#### Exercise goal:
Work out the number of lines with "screenshot" in them. Reply with that number and no other words.

#### Entries:
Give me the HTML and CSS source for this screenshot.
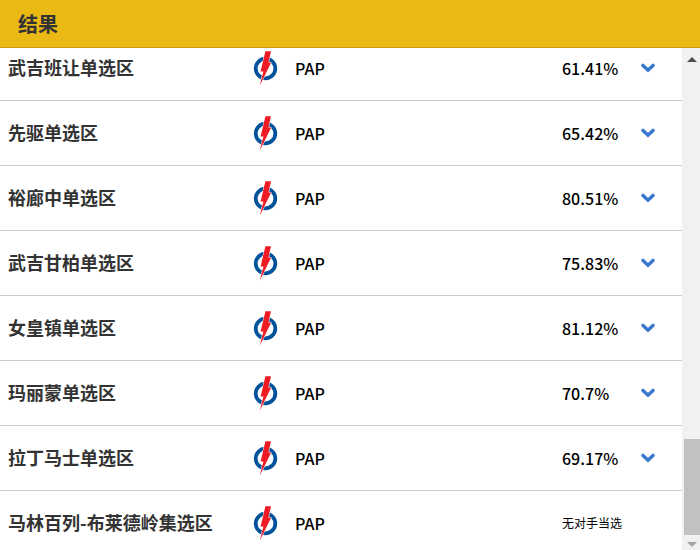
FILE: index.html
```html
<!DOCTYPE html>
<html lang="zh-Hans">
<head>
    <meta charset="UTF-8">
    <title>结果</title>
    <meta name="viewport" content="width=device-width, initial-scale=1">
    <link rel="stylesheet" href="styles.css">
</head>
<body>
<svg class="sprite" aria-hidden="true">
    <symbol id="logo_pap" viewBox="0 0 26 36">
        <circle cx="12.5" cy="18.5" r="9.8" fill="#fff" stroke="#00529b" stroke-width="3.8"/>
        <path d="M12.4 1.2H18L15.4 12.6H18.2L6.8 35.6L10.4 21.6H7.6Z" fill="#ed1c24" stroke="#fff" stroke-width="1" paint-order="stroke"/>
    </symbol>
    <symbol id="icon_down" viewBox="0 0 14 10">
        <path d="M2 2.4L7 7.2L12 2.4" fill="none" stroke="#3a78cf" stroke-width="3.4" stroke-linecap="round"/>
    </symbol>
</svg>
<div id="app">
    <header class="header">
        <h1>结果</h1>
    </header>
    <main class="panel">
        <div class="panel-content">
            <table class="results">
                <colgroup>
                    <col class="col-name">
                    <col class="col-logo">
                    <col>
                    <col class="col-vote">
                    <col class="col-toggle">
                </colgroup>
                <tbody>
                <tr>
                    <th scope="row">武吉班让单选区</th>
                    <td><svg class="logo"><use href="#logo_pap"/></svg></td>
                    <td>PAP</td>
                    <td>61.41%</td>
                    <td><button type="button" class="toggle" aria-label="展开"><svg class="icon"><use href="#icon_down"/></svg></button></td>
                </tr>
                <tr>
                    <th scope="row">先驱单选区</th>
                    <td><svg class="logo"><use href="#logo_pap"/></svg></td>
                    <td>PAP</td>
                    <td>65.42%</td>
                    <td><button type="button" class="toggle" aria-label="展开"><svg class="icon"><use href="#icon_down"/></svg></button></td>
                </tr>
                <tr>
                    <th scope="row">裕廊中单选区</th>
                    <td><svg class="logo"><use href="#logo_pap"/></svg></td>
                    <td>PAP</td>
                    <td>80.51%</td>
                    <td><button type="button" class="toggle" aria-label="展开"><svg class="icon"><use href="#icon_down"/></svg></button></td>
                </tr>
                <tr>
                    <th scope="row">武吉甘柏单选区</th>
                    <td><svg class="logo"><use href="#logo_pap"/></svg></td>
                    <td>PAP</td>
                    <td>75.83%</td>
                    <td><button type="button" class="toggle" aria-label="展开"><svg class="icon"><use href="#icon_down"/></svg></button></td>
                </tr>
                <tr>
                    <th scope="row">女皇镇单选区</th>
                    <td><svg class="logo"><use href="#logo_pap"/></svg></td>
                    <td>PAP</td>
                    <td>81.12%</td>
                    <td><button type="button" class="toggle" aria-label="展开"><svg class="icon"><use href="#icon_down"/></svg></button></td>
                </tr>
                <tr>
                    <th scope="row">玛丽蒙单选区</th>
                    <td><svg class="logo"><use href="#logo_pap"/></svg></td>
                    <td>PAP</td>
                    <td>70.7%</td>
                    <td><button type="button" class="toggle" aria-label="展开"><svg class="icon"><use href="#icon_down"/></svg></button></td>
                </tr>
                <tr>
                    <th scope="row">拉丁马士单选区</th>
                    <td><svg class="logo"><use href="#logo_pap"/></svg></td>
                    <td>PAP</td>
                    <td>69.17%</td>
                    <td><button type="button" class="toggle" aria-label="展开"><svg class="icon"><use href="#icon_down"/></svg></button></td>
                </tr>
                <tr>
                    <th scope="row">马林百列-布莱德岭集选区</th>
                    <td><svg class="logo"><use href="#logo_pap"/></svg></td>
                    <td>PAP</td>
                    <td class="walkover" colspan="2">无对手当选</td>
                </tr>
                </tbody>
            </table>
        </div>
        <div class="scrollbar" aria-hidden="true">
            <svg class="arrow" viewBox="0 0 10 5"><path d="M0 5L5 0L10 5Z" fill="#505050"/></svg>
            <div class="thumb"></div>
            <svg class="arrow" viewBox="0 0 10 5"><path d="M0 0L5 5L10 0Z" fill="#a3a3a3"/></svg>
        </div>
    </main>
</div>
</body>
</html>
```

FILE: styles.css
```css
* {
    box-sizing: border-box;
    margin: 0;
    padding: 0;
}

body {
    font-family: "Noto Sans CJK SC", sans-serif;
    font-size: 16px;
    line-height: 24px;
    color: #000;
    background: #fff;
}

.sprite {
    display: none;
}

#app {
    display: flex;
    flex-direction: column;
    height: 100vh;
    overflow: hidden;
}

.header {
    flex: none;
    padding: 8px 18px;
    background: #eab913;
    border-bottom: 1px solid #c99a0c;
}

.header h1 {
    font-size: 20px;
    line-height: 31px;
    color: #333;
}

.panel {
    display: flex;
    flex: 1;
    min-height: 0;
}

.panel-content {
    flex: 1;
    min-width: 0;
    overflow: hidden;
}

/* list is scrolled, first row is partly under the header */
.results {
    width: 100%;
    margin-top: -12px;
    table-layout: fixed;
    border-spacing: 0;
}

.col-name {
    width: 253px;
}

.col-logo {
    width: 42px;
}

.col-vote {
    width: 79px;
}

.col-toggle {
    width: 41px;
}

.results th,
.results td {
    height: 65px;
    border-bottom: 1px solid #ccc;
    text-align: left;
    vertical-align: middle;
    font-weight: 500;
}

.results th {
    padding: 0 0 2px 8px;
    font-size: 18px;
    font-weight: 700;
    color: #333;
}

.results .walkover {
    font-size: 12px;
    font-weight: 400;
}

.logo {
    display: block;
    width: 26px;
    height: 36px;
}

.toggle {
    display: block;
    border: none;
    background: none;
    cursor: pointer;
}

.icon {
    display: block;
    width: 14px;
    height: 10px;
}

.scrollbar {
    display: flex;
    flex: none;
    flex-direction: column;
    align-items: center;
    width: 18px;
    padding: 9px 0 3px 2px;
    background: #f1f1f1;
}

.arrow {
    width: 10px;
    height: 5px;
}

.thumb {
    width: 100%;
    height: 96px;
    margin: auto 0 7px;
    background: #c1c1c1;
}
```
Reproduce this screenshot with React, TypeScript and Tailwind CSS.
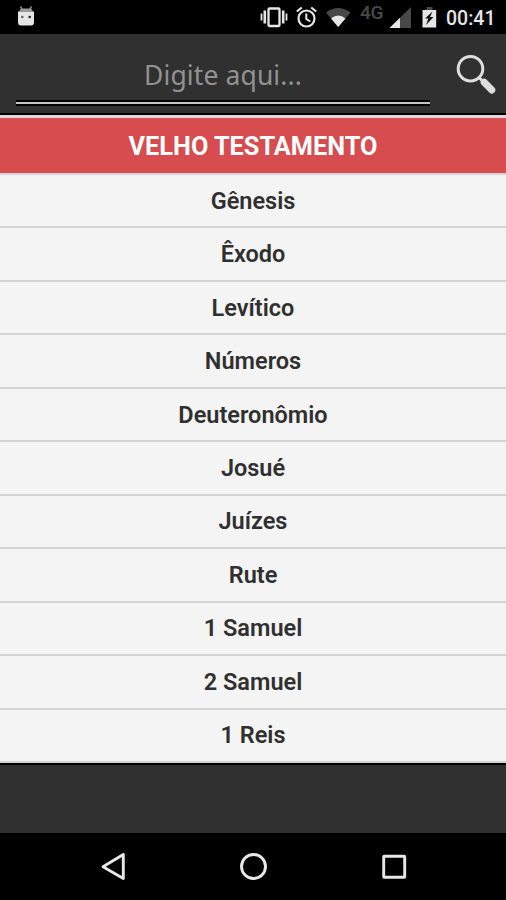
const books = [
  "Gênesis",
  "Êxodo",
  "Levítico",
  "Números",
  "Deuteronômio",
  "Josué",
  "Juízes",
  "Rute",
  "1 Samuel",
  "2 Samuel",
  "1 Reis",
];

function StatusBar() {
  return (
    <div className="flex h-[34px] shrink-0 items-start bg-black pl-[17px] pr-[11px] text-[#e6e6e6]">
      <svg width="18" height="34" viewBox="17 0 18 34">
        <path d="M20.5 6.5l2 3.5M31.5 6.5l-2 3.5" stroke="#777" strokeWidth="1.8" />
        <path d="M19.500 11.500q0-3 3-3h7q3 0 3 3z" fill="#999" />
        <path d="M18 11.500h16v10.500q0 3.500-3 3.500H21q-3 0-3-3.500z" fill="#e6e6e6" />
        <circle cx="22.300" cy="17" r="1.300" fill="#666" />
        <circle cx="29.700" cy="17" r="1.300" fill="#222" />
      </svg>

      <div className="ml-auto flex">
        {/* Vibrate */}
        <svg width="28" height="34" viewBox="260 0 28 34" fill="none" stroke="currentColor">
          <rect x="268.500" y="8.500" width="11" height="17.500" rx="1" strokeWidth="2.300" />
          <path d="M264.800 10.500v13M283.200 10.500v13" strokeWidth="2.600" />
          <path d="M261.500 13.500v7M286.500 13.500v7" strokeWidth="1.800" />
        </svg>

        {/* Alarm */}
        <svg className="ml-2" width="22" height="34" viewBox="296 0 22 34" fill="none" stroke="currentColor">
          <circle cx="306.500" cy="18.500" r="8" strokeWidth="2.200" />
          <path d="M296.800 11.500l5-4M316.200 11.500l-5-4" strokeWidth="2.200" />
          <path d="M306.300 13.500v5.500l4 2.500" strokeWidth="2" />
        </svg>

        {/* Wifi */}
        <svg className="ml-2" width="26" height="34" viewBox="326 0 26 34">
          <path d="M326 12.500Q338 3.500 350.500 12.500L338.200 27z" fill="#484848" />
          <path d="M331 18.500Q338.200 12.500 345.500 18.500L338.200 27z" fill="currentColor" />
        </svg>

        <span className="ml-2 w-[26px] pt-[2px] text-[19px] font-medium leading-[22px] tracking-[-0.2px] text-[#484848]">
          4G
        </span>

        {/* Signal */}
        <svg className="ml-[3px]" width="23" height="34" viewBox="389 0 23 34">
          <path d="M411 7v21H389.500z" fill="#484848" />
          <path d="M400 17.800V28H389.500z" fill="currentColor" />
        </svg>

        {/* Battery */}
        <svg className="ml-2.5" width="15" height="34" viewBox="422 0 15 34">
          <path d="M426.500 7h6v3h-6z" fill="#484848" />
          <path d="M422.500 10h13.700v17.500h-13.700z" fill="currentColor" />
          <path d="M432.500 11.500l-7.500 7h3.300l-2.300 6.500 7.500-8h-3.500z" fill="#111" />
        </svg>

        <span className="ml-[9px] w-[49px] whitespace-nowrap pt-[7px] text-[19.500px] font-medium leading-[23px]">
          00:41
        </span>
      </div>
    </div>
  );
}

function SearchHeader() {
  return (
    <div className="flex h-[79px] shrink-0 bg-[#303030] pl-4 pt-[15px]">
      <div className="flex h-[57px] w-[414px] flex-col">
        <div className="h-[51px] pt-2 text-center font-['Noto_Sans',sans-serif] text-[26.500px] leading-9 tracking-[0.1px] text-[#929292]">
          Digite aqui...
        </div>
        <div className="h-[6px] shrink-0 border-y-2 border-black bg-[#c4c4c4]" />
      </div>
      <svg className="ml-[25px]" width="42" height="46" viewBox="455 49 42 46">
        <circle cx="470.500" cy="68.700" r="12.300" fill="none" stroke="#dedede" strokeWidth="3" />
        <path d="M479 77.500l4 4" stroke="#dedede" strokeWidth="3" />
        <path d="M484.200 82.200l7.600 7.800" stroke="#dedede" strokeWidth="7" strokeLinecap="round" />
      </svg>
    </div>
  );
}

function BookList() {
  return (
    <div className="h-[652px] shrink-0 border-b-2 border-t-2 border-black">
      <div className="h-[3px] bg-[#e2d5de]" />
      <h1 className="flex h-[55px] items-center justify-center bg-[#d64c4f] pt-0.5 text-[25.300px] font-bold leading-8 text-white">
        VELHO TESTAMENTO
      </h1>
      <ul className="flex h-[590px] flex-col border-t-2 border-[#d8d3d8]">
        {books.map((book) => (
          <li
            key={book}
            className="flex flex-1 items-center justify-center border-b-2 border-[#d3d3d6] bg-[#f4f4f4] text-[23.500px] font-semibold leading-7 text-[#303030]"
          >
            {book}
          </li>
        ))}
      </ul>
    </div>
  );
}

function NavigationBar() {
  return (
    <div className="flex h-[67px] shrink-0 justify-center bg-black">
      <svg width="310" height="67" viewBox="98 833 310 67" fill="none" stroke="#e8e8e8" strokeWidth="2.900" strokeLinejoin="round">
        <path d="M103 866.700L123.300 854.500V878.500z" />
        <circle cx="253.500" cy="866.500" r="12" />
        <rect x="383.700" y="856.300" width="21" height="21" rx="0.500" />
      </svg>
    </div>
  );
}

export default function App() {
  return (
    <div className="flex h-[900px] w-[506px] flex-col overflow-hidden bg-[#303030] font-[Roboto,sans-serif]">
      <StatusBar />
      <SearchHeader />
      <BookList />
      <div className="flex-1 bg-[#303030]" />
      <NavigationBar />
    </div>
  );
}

#### Written response:
2